Embora algumas famílias de origem iugoslava já vivessem na Suíça, o país recebeu muitos refugiados das guerras da ex-Iugoslávia. Hoje, cerca de 7% da população suíça é de origem da antiga Iugoslávia. Metade deles são albaneses, principalmente albaneses kosovares. Sérvios e bosníacos também vivem ali em números significativos, seguidos de croatas, eslovenos e, finalmente, macedônios. Boa parte dessas pessoas foram acolhidas em programas oficiais do Estado suíço, importante dizer.

Na Copa do Mundo de 2014, disputada no Brasil, o técnico da Suíça era Vladimir Petković, um bósnio-suíço nascido em Sarajevo e que reside no país alpino desde 1987. Naquela ocasião, um terço dos atletas da seleção suíça tinham origem balcânica. Não é difícil entender o motivo. Em uma multidão de meninos refugiados, de regiões em que o futebol é o esporte mais popular, muitos deles enxergarão o esporte como um sonho de ascensão social e material. No mínimo, um escapismo dos traumas da guerra.

Hoje, embora a proporção de jogadores da seleção suíça de origem da ex-Iugoslávia seja menor do que era em 2014, alguns dos principais jogadores da equipe são da região. Haris Seferovic, filho de bosníacos, Granit Xhaka, filho de albaneses kosovares, e Xherdan Shaqiri, nascido em Gjilan, no Kosovo, que chegou na Suíça com um ano de idade. E eles levam consigo sua identidade, sua herança familiar, o que inclui potenciais traumas, sejam individuais, sejam coletivos.
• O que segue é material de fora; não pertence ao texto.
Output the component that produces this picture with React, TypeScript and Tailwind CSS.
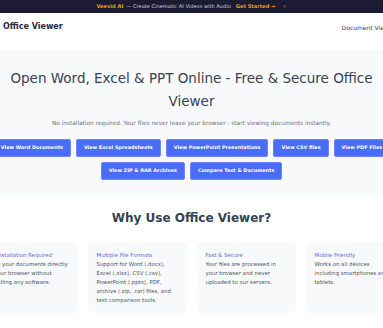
import React from "react";

const actions = [
    "View Word Documents",
    "View Excel Spreadsheets",
    "View PowerPoint Presentations",
    "View CSV files",
    "View PDF Files",
    "View ZIP & RAR Archives",
    "Compare Text & Documents",
];

const features = [
    {
        title: "No Installation Required",
        body: "View your documents directly in your browser without installing any software.",
    },
    {
        title: "Multiple File Formats",
        body: "Support for Word (.docx), Excel (.xlsx), CSV (.csv), PowerPoint (.pptx), PDF, archive (.zip, .rar) files, and text comparison tools.",
    },
    {
        title: "Fast & Secure",
        body: "Your files are processed in your browser and never uploaded to our servers.",
    },
    {
        title: "Mobile Friendly",
        body: "Works on all devices including smartphones and tablets.",
    },
];

export default function App() {
    return (
        <div className="w-[383px] h-[328px] overflow-hidden bg-white font-['DejaVu_Sans',sans-serif] flex flex-col">
            {/* Promo banner */}
            <div className="h-[13px] shrink-0 bg-[#1c1b33] flex items-center justify-center gap-[3px] text-[5.1px] leading-none">
                <span className="font-bold text-[#f59e0b]">Veevid AI</span>
                <span className="text-[#d1d5db]">— Create Cinematic AI Videos with Audio</span>
                <span className="font-bold text-[#f59e0b] ml-[2px]">Get Started →</span>
                <span className="text-[#6b7280] ml-[4px]">×</span>
            </div>

            {/* Header */}
            <header className="h-[28px] shrink-0 flex items-center justify-between pl-[3px]">
                <span className="text-[8px] font-bold text-[#1f2937]">Office Viewer</span>
                <span className="text-[6px] text-[#374151] whitespace-nowrap mr-[-12px]">Document Viewer</span>
            </header>

            {/* Hero */}
            <section className="mt-[10px] shrink-0 bg-[#f8f9fb] flex flex-col items-center pt-[16px] pb-[16px]">
                <h1 className="px-[6px] text-center text-[13.5px] leading-[23px] text-[#374151]">
                    Open Word, Excel &amp; PPT Online - Free &amp; Secure Office Viewer
                </h1>
                <p className="mt-[6px] text-[5.8px] leading-[9px] text-[#6b7280] whitespace-nowrap">
                    No installation required. Your files never leave your browser - start viewing documents instantly.
                </p>
                <div className="mt-[11px] w-[412px] shrink-0 flex flex-wrap justify-center gap-[5px]">
                    {actions.map((b) => (
                        <span
                            key={b}
                            className="h-[18px] px-[7px] flex items-center rounded-[2px] bg-[#4a6cf7] border border-[#6b86f8] text-white text-[4.9px] font-bold whitespace-nowrap"
                        >
                            {b}
                        </span>
                    ))}
                </div>
            </section>

            {/* Features */}
            <section className="flex flex-col items-center pt-[14px]">
                <h2 className="text-[12px] leading-[16px] font-bold text-[#334155]">Why Use Office Viewer?</h2>
                <div className="mt-[17px] w-[426px] shrink-0 grid grid-cols-4 gap-[10px]">
                    {features.map((f) => (
                        <div key={f.title} className="h-[70px] rounded-[4px] bg-[#f8f9fb] px-[9px] pt-[8px]">
                            <div className="text-[5.4px] leading-[9px] text-[#5b6fd6]">{f.title}</div>
                            <p className="text-[5.4px] leading-[9px] text-[#4b5563]">{f.body}</p>
                        </div>
                    ))}
                </div>
            </section>
        </div>
    );
}
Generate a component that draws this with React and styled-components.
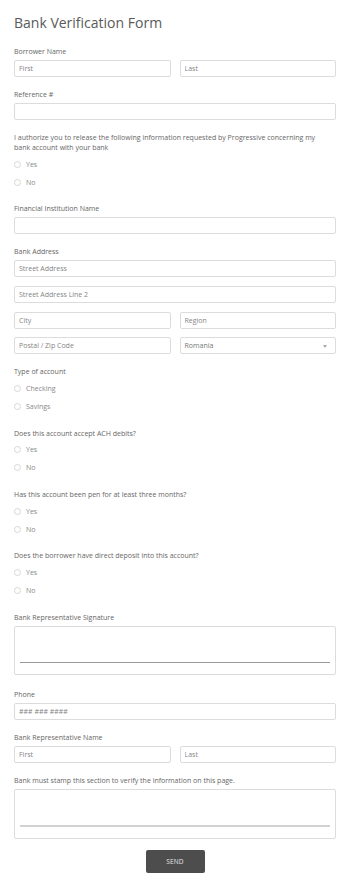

Para os sérvios, por outro lado, eles podem significar a população que quer roubar da Sérvia sua terra ancestral, onde a nacionalidade surgiu. Novamente, é uma questão que afeta o cerne de duas identidades nacionais, expressa dentro do campo de futebol e no maior torneio entre seleções nacionais do planeta. O resultado do jogo não é possível prever, tampouco se a partida vai transcorrer tranquilamente. É muita História em comum em jogo.